昨日、コロナ重症患者のドキュメント『コロナ重症病棟 医師たちの闘い』をテレビで観ました。
ECMOをつけた重症患者の方たち。
モザイクがかかっていましたので、年齢などはわかりませんでしたが、ナレーションによると高齢者の方たちばかりということでした。
誠心誠意、患者に向き合う医療従事者の姿。
人は誰かのためにこんなにも一生懸命になれるんだ、と深く感動を覚えました。
それを観ながら、大西つねき氏の「命の選択」発言についてまた考えました。
大西氏の考えは優生思想であるとして、炎上し、謝罪したわけですが、やはり彼の真意はそこにはなかったのだろうな、と思うのです。
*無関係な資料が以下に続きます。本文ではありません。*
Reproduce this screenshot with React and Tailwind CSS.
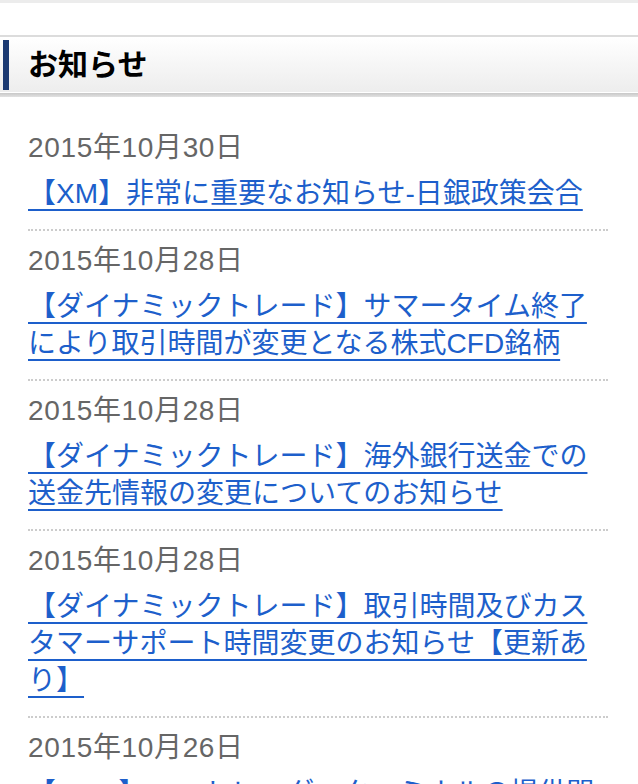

コロナの重症者の多くは高齢者であると言われています。
もし、重症者が増えた時に、誰にECMOを装着するべきかを選択しなければならない局面に立たされたら、やはり未来のある若者たちに優先的に、という考え方はごく自然に生まれるのではないでしょうか。
だからこそ、「除籍に値する」と切り捨てていい問題ではないのです。
コロナによる命の選択だけでなく、年老いて医療による無理やり生かされる命に対して、疑問視されているにも関わらず、未だに「尊厳死」が尊重されないこの国。
死生観についてタブー視せず、「生かさず、殺さず」の高齢者医療に対してコロナに対峙している今こそ考えてみたいと思うのです。
寝たきり老人がいないと言われるスウェーデン。
むやみやたらに海外と比較して日本はダメだということは言いたくないのですが、高齢者社会でありながら寝たきり老人がいないというスウェーデンモデルについては学ぶべきものがあるのでしょう。
「死なせない医療」ではなく、より良く生きてより良い最期を迎えるために。
医療はそうあってほしいと願っているのは、私だけでなく多くの人の思いなのではないでしょうか。